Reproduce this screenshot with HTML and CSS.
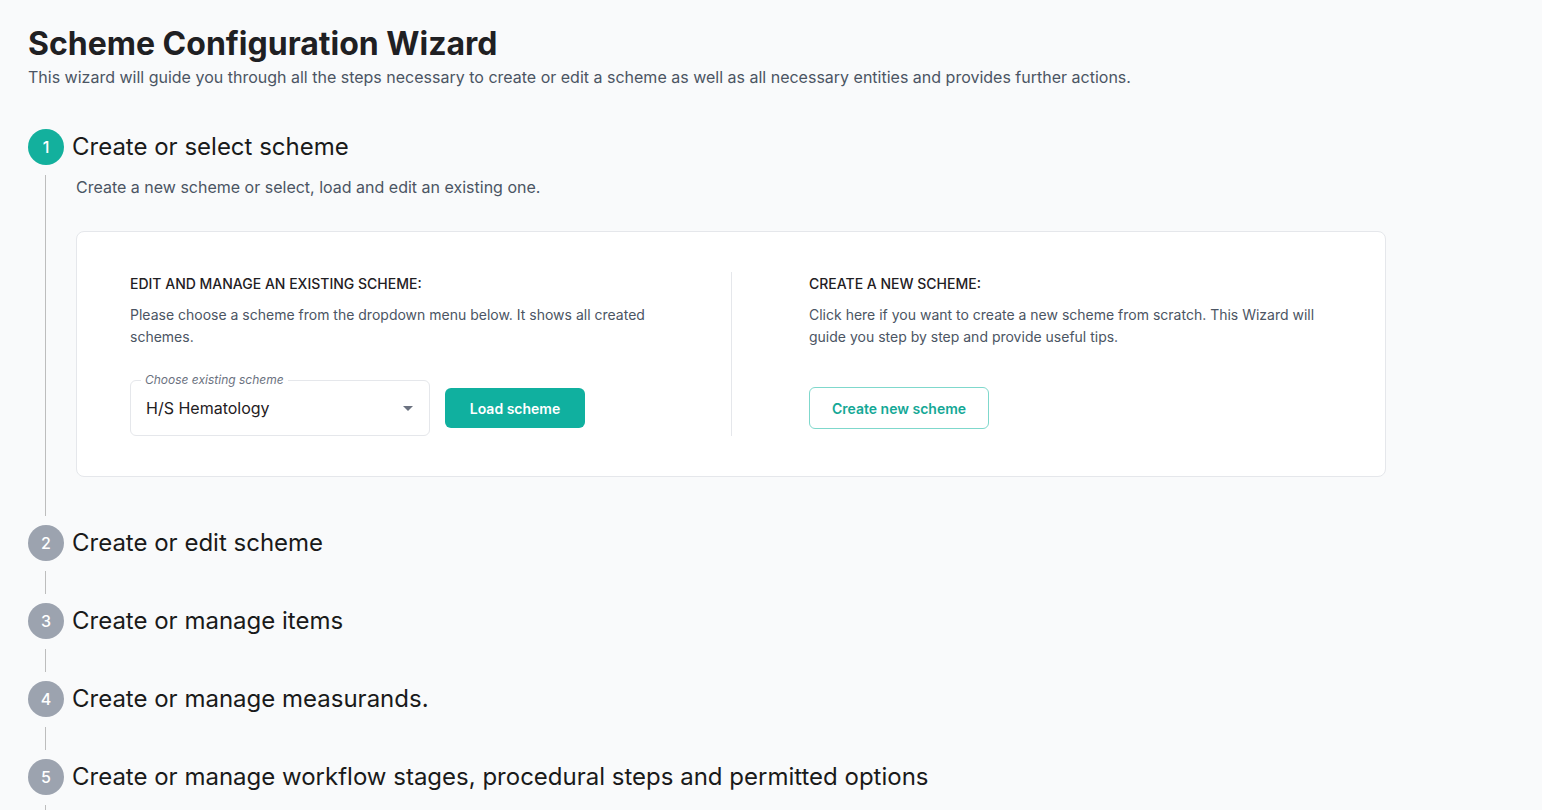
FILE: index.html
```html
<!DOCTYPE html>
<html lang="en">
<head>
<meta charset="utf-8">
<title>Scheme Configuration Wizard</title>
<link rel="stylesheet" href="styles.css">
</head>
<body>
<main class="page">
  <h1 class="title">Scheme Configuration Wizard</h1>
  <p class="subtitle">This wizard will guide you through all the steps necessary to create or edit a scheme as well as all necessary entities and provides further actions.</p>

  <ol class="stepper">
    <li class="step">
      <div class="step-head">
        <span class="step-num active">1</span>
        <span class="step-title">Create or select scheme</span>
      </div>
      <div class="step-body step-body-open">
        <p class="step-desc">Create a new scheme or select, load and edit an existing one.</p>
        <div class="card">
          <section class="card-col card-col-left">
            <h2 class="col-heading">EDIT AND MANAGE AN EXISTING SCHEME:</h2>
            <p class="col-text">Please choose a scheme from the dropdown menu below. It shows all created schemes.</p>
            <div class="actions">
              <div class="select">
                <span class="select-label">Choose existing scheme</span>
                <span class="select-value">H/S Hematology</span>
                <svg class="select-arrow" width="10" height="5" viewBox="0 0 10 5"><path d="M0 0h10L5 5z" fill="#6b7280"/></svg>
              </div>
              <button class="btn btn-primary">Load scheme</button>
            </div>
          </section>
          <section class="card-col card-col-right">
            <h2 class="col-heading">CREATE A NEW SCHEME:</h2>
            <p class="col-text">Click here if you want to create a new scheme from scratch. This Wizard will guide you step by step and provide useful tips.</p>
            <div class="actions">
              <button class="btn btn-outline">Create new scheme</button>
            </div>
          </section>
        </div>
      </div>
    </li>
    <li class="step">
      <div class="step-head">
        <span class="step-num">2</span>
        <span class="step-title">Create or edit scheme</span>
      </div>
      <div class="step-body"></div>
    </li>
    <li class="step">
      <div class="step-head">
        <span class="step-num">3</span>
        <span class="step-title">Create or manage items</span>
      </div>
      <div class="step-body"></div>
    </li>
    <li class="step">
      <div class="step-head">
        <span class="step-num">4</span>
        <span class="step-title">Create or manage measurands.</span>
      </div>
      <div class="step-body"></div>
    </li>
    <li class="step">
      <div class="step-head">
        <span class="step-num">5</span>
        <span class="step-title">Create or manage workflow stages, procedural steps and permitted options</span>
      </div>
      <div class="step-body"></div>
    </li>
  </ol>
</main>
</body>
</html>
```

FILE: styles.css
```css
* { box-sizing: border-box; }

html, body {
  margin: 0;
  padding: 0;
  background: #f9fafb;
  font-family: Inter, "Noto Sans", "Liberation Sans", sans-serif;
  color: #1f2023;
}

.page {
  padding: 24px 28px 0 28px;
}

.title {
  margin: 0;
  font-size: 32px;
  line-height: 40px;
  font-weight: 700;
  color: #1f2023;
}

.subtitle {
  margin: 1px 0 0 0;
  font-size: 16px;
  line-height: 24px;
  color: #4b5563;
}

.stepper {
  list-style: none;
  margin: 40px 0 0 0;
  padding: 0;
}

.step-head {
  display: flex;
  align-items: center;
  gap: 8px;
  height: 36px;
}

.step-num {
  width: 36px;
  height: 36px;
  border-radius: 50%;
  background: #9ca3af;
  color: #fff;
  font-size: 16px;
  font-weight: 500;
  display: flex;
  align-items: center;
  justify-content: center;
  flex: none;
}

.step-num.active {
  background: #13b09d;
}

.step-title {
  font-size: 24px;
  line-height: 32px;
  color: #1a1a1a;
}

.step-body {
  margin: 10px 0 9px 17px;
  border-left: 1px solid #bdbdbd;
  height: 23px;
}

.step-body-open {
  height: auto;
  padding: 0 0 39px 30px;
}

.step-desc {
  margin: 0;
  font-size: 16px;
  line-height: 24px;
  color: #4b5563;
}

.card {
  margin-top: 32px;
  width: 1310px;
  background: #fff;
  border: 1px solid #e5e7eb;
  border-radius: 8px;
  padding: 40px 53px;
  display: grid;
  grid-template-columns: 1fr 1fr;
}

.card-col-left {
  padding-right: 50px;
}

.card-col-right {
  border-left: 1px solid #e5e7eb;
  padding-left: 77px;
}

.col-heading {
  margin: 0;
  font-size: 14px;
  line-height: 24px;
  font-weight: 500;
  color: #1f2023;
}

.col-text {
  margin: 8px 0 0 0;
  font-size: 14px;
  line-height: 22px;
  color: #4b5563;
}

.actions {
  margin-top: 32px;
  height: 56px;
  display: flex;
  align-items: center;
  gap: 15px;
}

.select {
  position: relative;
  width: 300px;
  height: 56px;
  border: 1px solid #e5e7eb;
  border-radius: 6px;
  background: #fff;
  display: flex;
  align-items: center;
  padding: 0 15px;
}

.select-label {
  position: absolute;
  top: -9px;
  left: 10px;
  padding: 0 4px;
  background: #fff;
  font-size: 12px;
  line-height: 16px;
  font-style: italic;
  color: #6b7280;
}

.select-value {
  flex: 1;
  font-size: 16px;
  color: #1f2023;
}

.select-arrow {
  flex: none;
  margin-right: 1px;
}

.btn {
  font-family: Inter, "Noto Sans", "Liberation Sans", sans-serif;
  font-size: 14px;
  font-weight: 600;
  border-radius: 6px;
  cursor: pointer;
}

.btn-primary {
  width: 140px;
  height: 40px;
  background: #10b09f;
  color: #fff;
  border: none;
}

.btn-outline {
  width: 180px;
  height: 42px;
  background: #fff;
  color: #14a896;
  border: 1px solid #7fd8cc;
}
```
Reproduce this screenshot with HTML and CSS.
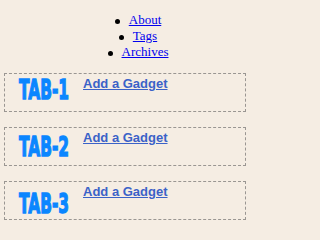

What to do
Extract the full listing exactly, with the pictures left out.

Solution for this task
Reproduce this screenshot with HTML and CSS.
FILE: index.html
```html
<!DOCTYPE html>
<html lang="en">
<head>
<meta charset="utf-8">
<title>Scheme Configuration Wizard</title>
<link rel="stylesheet" href="styles.css">
</head>
<body>
<main class="page">
  <h1 class="title">Scheme Configuration Wizard</h1>
  <p class="subtitle">This wizard will guide you through all the steps necessary to create or edit a scheme as well as all necessary entities and provides further actions.</p>

  <ol class="stepper">
    <li class="step">
      <div class="step-head">
        <span class="step-num active">1</span>
        <span class="step-title">Create or select scheme</span>
      </div>
      <div class="step-body step-body-open">
        <p class="step-desc">Create a new scheme or select, load and edit an existing one.</p>
        <div class="card">
          <section class="card-col card-col-left">
            <h2 class="col-heading">EDIT AND MANAGE AN EXISTING SCHEME:</h2>
            <p class="col-text">Please choose a scheme from the dropdown menu below. It shows all created schemes.</p>
            <div class="actions">
              <div class="select">
                <span class="select-label">Choose existing scheme</span>
                <span class="select-value">H/S Hematology</span>
                <svg class="select-arrow" width="10" height="5" viewBox="0 0 10 5"><path d="M0 0h10L5 5z" fill="#6b7280"/></svg>
              </div>
              <button class="btn btn-primary">Load scheme</button>
            </div>
          </section>
          <section class="card-col card-col-right">
            <h2 class="col-heading">CREATE A NEW SCHEME:</h2>
            <p class="col-text">Click here if you want to create a new scheme from scratch. This Wizard will guide you step by step and provide useful tips.</p>
            <div class="actions">
              <button class="btn btn-outline">Create new scheme</button>
            </div>
          </section>
        </div>
      </div>
    </li>
    <li class="step">
      <div class="step-head">
        <span class="step-num">2</span>
        <span class="step-title">Create or edit scheme</span>
      </div>
      <div class="step-body"></div>
    </li>
    <li class="step">
      <div class="step-head">
        <span class="step-num">3</span>
        <span class="step-title">Create or manage items</span>
      </div>
      <div class="step-body"></div>
    </li>
    <li class="step">
      <div class="step-head">
        <span class="step-num">4</span>
        <span class="step-title">Create or manage measurands.</span>
      </div>
      <div class="step-body"></div>
    </li>
    <li class="step">
      <div class="step-head">
        <span class="step-num">5</span>
        <span class="step-title">Create or manage workflow stages, procedural steps and permitted options</span>
      </div>
      <div class="step-body"></div>
    </li>
  </ol>
</main>
</body>
</html>
```

FILE: styles.css
```css
* { box-sizing: border-box; }

html, body {
  margin: 0;
  padding: 0;
  background: #f9fafb;
  font-family: Inter, "Noto Sans", "Liberation Sans", sans-serif;
  color: #1f2023;
}

.page {
  padding: 24px 28px 0 28px;
}

.title {
  margin: 0;
  font-size: 32px;
  line-height: 40px;
  font-weight: 700;
  color: #1f2023;
}

.subtitle {
  margin: 1px 0 0 0;
  font-size: 16px;
  line-height: 24px;
  color: #4b5563;
}

.stepper {
  list-style: none;
  margin: 40px 0 0 0;
  padding: 0;
}

.step-head {
  display: flex;
  align-items: center;
  gap: 8px;
  height: 36px;
}

.step-num {
  width: 36px;
  height: 36px;
  border-radius: 50%;
  background: #9ca3af;
  color: #fff;
  font-size: 16px;
  font-weight: 500;
  display: flex;
  align-items: center;
  justify-content: center;
  flex: none;
}

.step-num.active {
  background: #13b09d;
}

.step-title {
  font-size: 24px;
  line-height: 32px;
  color: #1a1a1a;
}

.step-body {
  margin: 10px 0 9px 17px;
  border-left: 1px solid #bdbdbd;
  height: 23px;
}

.step-body-open {
  height: auto;
  padding: 0 0 39px 30px;
}

.step-desc {
  margin: 0;
  font-size: 16px;
  line-height: 24px;
  color: #4b5563;
}

.card {
  margin-top: 32px;
  width: 1310px;
  background: #fff;
  border: 1px solid #e5e7eb;
  border-radius: 8px;
  padding: 40px 53px;
  display: grid;
  grid-template-columns: 1fr 1fr;
}

.card-col-left {
  padding-right: 50px;
}

.card-col-right {
  border-left: 1px solid #e5e7eb;
  padding-left: 77px;
}

.col-heading {
  margin: 0;
  font-size: 14px;
  line-height: 24px;
  font-weight: 500;
  color: #1f2023;
}

.col-text {
  margin: 8px 0 0 0;
  font-size: 14px;
  line-height: 22px;
  color: #4b5563;
}

.actions {
  margin-top: 32px;
  height: 56px;
  display: flex;
  align-items: center;
  gap: 15px;
}

.select {
  position: relative;
  width: 300px;
  height: 56px;
  border: 1px solid #e5e7eb;
  border-radius: 6px;
  background: #fff;
  display: flex;
  align-items: center;
  padding: 0 15px;
}

.select-label {
  position: absolute;
  top: -9px;
  left: 10px;
  padding: 0 4px;
  background: #fff;
  font-size: 12px;
  line-height: 16px;
  font-style: italic;
  color: #6b7280;
}

.select-value {
  flex: 1;
  font-size: 16px;
  color: #1f2023;
}

.select-arrow {
  flex: none;
  margin-right: 1px;
}

.btn {
  font-family: Inter, "Noto Sans", "Liberation Sans", sans-serif;
  font-size: 14px;
  font-weight: 600;
  border-radius: 6px;
  cursor: pointer;
}

.btn-primary {
  width: 140px;
  height: 40px;
  background: #10b09f;
  color: #fff;
  border: none;
}

.btn-outline {
  width: 180px;
  height: 42px;
  background: #fff;
  color: #14a896;
  border: 1px solid #7fd8cc;
}
```
Reproduce this screenshot with HTML and CSS.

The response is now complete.